▶ _Requirements_: Lines that include the word "React" are the ones to copy.

▶ _Input_:
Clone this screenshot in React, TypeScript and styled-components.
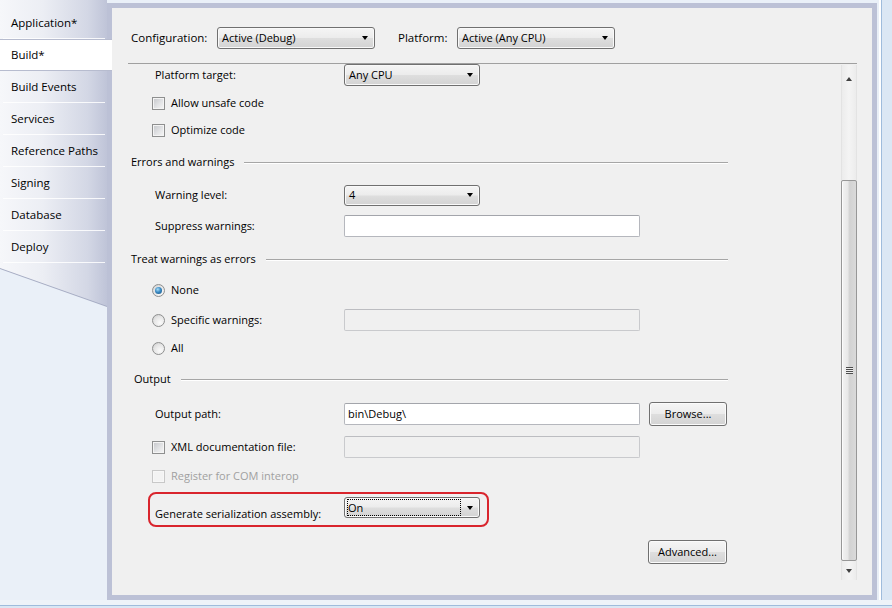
import React from 'react';
import styled, { createGlobalStyle } from 'styled-components';

const GlobalStyle = createGlobalStyle`
  html, body {
    margin: 0;
    padding: 0;
  }
  body {
    width: 892px;
    height: 608px;
    overflow: hidden;
    background: #eaf0f8;
    font-family: 'Open Sans', 'Noto Sans', sans-serif;
    font-size: 11px;
    line-height: 16px;
    color: #000;
  }
`;

const stripGradient = 'linear-gradient(to right, #f6f7fa 0%, #eceef4 40%, #d3d7e5 82%, #bfc4d8 100%)';
const buttonGradient = 'linear-gradient(#f5f5f5, #ececec 48%, #dedede 52%, #d3d3d3)';

const Window = styled.div`
  width: 892px;
  height: 608px;
  display: flex;
  flex-direction: column;
`;

const Top = styled.div`
  height: 600px;
  display: flex;
`;

const BottomEdge = styled.div`
  height: 8px;
  background: linear-gradient(#eef3f9 0 5px, #9fbcdc 5px 6px, #dbe7f4 6px);
`;

const RightEdge = styled.div`
  width: 15px;
  background: linear-gradient(to right, #e9eff7 0 2px, #ffffff 2px 4px, #9fbcdc 4px 5px, #dbe7f4 5px);
`;

/* ---------- left tab strip ---------- */

const TabStrip = styled.div`
  width: 107px;
  display: flex;
  flex-direction: column;
  position: relative;
  z-index: 1;
`;

const TabList = styled.div`
  padding-top: 7px;
  background: ${stripGradient};
  display: flex;
  flex-direction: column;
`;

const Tab = styled.div<{ $active?: boolean }>`
  height: 32px;
  box-sizing: border-box;
  padding-left: 11px;
  display: flex;
  align-items: center;
  position: relative;
  font-size: 11.5px;
  background: ${p => (p.$active ? '#ffffff' : 'transparent')};
  margin-right: ${p => (p.$active ? '-5px' : '0')};
  border-top: ${p => (p.$active ? '1px solid #b7bccf' : '0')};
  border-bottom: ${p => (p.$active ? '1px solid #b7bccf' : '0')};

  &::after {
    content: '';
    display: ${p => (p.$active ? 'none' : 'block')};
    position: absolute;
    left: 3px;
    right: 2px;
    bottom: 0;
    height: 1px;
    background: rgba(255, 255, 255, 0.85);
  }
`;

const TailShadow = styled.div`
  filter: drop-shadow(0 1px 0 #a6acc3);
`;

const Tail = styled.div`
  height: 43px;
  background: ${stripGradient};
  clip-path: polygon(0 0, 100% 0, 100% 100%, 0 5px);
`;

/* ---------- main frame ---------- */

const Frame = styled.div`
  margin-top: 3px;
  width: 770px;
  height: 597px;
  box-sizing: border-box;
  border: 5px solid #bcc1d6;
  background: #f0f0f0;
  display: flex;
  flex-direction: column;
`;

const ConfigBar = styled.div`
  height: 55px;
  box-sizing: border-box;
  padding: 19px 0 0 19px;
  display: flex;
  align-items: flex-start;
`;

const ConfigLabel = styled.span<{ $w: number }>`
  width: ${p => p.$w}px;
  height: 22px;
  display: flex;
  align-items: center;
  font-size: 11.5px;
`;

const Divider = styled.div`
  height: 1px;
  margin: 0 15px 0 16px;
  background: #a0a0a0;
`;

const Body = styled.div`
  height: 516px;
  margin: 0 15px 0 16px;
  display: flex;
`;

const Content = styled.div`
  flex: 1;
  overflow: hidden;
  display: flex;
  flex-direction: column;
`;

const Row = styled.div<{ $h: number }>`
  height: ${p => p.$h}px;
  flex-shrink: 0;
  display: grid;
  grid-template-columns: 216px auto auto;
  justify-content: start;
  align-items: center;
`;

const Label = styled.span<{ $indent?: number; $disabled?: boolean }>`
  padding-left: ${p => p.$indent ?? 27}px;
  color: ${p => (p.$disabled ? '#a0a0a0' : '#000')};
  white-space: nowrap;
`;

const CheckLine = styled.span`
  padding-left: 24px;
  display: flex;
  align-items: center;
  gap: 6px;
`;

const CheckBox = styled.span<{ $disabled?: boolean }>`
  width: 13px;
  height: 13px;
  box-sizing: border-box;
  flex-shrink: 0;
  border: 1px solid ${p => (p.$disabled ? '#c8c8c8' : '#8e8f8f')};
  box-shadow: inset 0 0 0 1px ${p => (p.$disabled ? '#f7f7f7' : '#f4f4f4')};
  background: ${p =>
    p.$disabled ? '#f3f3f3' : 'linear-gradient(135deg, #c4c6ca 0%, #e2e3e5 55%, #f7f7f7 100%)'};
`;

const Radio = styled.span<{ $checked?: boolean }>`
  width: 13px;
  height: 13px;
  box-sizing: border-box;
  flex-shrink: 0;
  border-radius: 50%;
  border: 1px solid #8e8f8f;
  background: radial-gradient(circle at 65% 70%, #fbfbfb 0%, #e6e6e6 55%, #c9c9c9 100%);
  display: flex;
  align-items: center;
  justify-content: center;

  &::after {
    content: '';
    display: ${p => (p.$checked ? 'block' : 'none')};
    width: 7px;
    height: 7px;
    border-radius: 50%;
    background: radial-gradient(circle at 40% 35%, #a9e0fb 0%, #3b8ac3 45%, #144f7e 100%);
  }
`;

const SectionRow = styled.div<{ $h: number; $indent: number }>`
  height: ${p => p.$h}px;
  flex-shrink: 0;
  width: 600px;
  box-sizing: border-box;
  padding-left: ${p => p.$indent}px;
  display: flex;
  align-items: center;
  gap: 10px;
`;

const Rule = styled.span`
  flex: 1;
  height: 1px;
  background: #a6a6a6;
  box-shadow: 0 1px 0 #ffffff;
`;

const Combo = styled.div<{ $w: number; $h?: number }>`
  width: ${p => p.$w}px;
  height: ${p => p.$h ?? 22}px;
  box-sizing: border-box;
  border: 1px solid #707070;
  border-radius: 3px;
  background: ${buttonGradient};
  box-shadow: inset 0 0 0 1px #f9f9f9;
  display: flex;
  align-items: center;
  padding: 0 5px 0 4px;
  gap: 6px;
`;

const ComboText = styled.span<{ $focused?: boolean }>`
  flex: 1;
  height: 17px;
  display: flex;
  align-items: center;
  padding-left: ${p => (p.$focused ? '1px' : '0')};
  margin-left: ${p => (p.$focused ? '-2px' : '0')};
  outline: ${p => (p.$focused ? '1px dotted #000' : 'none')};
  outline-offset: -1px;
`;

const Arrow = styled.span`
  width: 0;
  height: 0;
  margin-right: 1px;
  border-left: 3.5px solid transparent;
  border-right: 3.5px solid transparent;
  border-top: 4px solid #000;
`;

const TextBox = styled.div<{ $disabled?: boolean }>`
  width: 296px;
  height: 22px;
  box-sizing: border-box;
  border: 1px solid ${p => (p.$disabled ? '#c9cacd' : '#b5b7bd')};
  border-top-color: ${p => (p.$disabled ? '#bcbdc1' : '#a3a5ab')};
  border-radius: 2px;
  background: ${p => (p.$disabled ? '#f0f0f0' : '#ffffff')};
  padding-left: 3px;
  display: flex;
  align-items: center;
`;

const Button = styled.div<{ $w: number; $gap?: number }>`
  width: ${p => p.$w}px;
  height: 24px;
  margin-left: ${p => p.$gap ?? 0}px;
  box-sizing: border-box;
  border: 1px solid #707070;
  border-radius: 3px;
  background: ${buttonGradient};
  box-shadow: inset 0 0 0 1px #fbfbfb;
  display: flex;
  align-items: center;
  justify-content: center;
`;

const ButtonRow = styled.div<{ $h: number; $indent: number }>`
  height: ${p => p.$h}px;
  flex-shrink: 0;
  padding-left: ${p => p.$indent}px;
  display: flex;
  align-items: center;
`;

const HighlightRow = styled.div<{ $h: number }>`
  height: ${p => p.$h}px;
  flex-shrink: 0;
  padding-left: 20px;
`;

const Highlight = styled.div`
  width: 341px;
  height: 35px;
  box-sizing: border-box;
  border: 2px solid #d9252d;
  border-radius: 8px;
  padding: 3px 0 0 5px;
  display: flex;
  align-items: flex-start;
`;

const HighlightLabel = styled.span`
  width: 189px;
  margin-top: 9px;
  white-space: nowrap;
`;

/* ---------- scrollbar ---------- */

const ScrollBar = styled.div`
  width: 16px;
  margin-top: 1px;
  height: 515px;
  box-sizing: border-box;
  border-left: 1px solid #e3e3e3;
  border-right: 1px solid #e3e3e3;
  background: linear-gradient(to right, #ececec, #f4f4f4 50%, #ececec);
  display: flex;
  flex-direction: column;
`;

const ScrollButton = styled.div<{ $h: number; $down?: boolean }>`
  height: ${p => p.$h}px;
  flex-shrink: 0;
  display: flex;
  align-items: center;
  justify-content: center;

  &::after {
    content: '';
    width: 0;
    height: 0;
    border-left: 3.5px solid transparent;
    border-right: 3.5px solid transparent;
    border-top: ${p => (p.$down ? '4px solid #404040' : '0')};
    border-bottom: ${p => (p.$down ? '0' : '4px solid #404040')};
  }
`;

const Track = styled.div`
  flex: 1;
  display: flex;
  flex-direction: column;
  padding-top: 87px;
`;

const Thumb = styled.div`
  height: 381px;
  margin: 0 -1px;
  box-sizing: border-box;
  border: 1px solid #979797;
  border-radius: 2px;
  background: linear-gradient(to right, #f3f3f3 0%, #e8e8e8 40%, #d2d2d2 55%, #dadada 100%);
  box-shadow: inset 1px 0 0 #fbfbfb;
  display: flex;
  align-items: center;
  justify-content: center;
`;

const Grip = styled.span`
  width: 7px;
  height: 7px;
  background: repeating-linear-gradient(#4d4d4d 0 1px, #eeeeee 1px 2px);
`;

const tabs = [
  'Application*',
  'Build*',
  'Build Events',
  'Services',
  'Reference Paths',
  'Signing',
  'Database',
  'Deploy',
];

const App: React.FC = () => {
  return (
    <>
      <GlobalStyle />
      <Window>
        <Top>
          <TabStrip>
            <TabList>
              {tabs.map(t => (
                <Tab key={t} $active={t === 'Build*'}>
                  {t}
                </Tab>
              ))}
            </TabList>
            <TailShadow>
              <Tail />
            </TailShadow>
          </TabStrip>

          <Frame>
            <ConfigBar>
              <ConfigLabel $w={86}>Configuration:</ConfigLabel>
              <Combo $w={158}>
                <ComboText>Active (Debug)</ComboText>
                <Arrow />
              </Combo>
              <ConfigLabel $w={23} />
              <ConfigLabel $w={59}>Platform:</ConfigLabel>
              <Combo $w={158}>
                <ComboText>Active (Any CPU)</ComboText>
                <Arrow />
              </Combo>
            </ConfigBar>
            <Divider />
            <Body>
              <Content>
                <Row $h={22}>
                  <Label>Platform target:</Label>
                  <Combo $w={136}>
                    <ComboText>Any CPU</ComboText>
                    <Arrow />
                  </Combo>
                </Row>
                <Row $h={34}>
                  <CheckLine>
                    <CheckBox />
                    Allow unsafe code
                  </CheckLine>
                </Row>
                <Row $h={20}>
                  <CheckLine>
                    <CheckBox />
                    Optimize code
                  </CheckLine>
                </Row>

                <SectionRow $h={44} $indent={3}>
                  Errors and warnings
                  <Rule />
                </SectionRow>
                <Row $h={22}>
                  <Label>Warning level:</Label>
                  <Combo $w={136} $h={21}>
                    <ComboText>4</ComboText>
                    <Arrow />
                  </Combo>
                </Row>
                <Row $h={40}>
                  <Label>Suppress warnings:</Label>
                  <TextBox />
                </Row>

                <SectionRow $h={26} $indent={3}>
                  Treat warnings as errors
                  <Rule />
                </SectionRow>
                <Row $h={36}>
                  <CheckLine>
                    <Radio $checked />
                    None
                  </CheckLine>
                </Row>
                <Row $h={24}>
                  <CheckLine>
                    <Radio />
                    Specific warnings:
                  </CheckLine>
                  <TextBox $disabled />
                </Row>
                <Row $h={32}>
                  <CheckLine>
                    <Radio />
                    All
                  </CheckLine>
                </Row>

                <SectionRow $h={30} $indent={6}>
                  Output
                  <Rule />
                </SectionRow>
                <Row $h={40}>
                  <Label>Output path:</Label>
                  <TextBox>bin\Debug\</TextBox>
                  <Button $w={78} $gap={9}>
                    Browse...
                  </Button>
                </Row>
                <Row $h={26}>
                  <CheckLine>
                    <CheckBox />
                    XML documentation file:
                  </CheckLine>
                  <TextBox $disabled />
                </Row>
                <Row $h={32}>
                  <CheckLine>
                    <CheckBox $disabled />
                    <Label $indent={0} $disabled>
                      Register for COM interop
                    </Label>
                  </CheckLine>
                </Row>
                <HighlightRow $h={42}>
                  <Highlight>
                    <HighlightLabel>Generate serialization assembly:</HighlightLabel>
                    <Combo $w={136} $h={21}>
                      <ComboText $focused>On</ComboText>
                      <Arrow />
                    </Combo>
                  </Highlight>
                </HighlightRow>
                <ButtonRow $h={36} $indent={520}>
                  <Button $w={79}>Advanced...</Button>
                </ButtonRow>
              </Content>

              <ScrollBar>
                <ScrollButton $h={28} />
                <Track>
                  <Thumb>
                    <Grip />
                  </Thumb>
                </Track>
                <ScrollButton $h={18} $down />
              </ScrollBar>
            </Body>
          </Frame>
          <RightEdge />
        </Top>
        <BottomEdge />
      </Window>
    </>
  );
};

export default App;
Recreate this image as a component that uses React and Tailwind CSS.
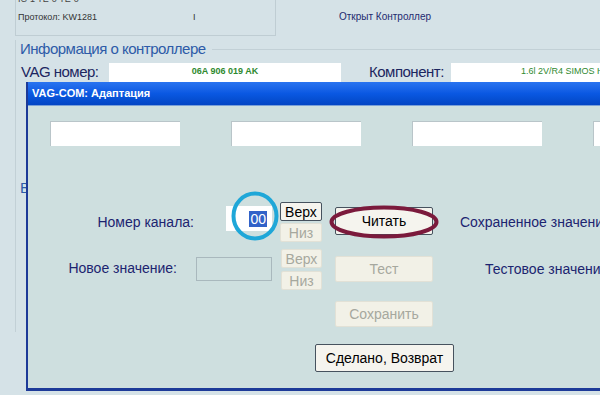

▶ _Reply to the exercise_:
Clone this screenshot in React, TypeScript and styled-components.
import React from 'react';
const App: React.FC = () => {
Recreate this image as a component that uses React and Tailwind CSS.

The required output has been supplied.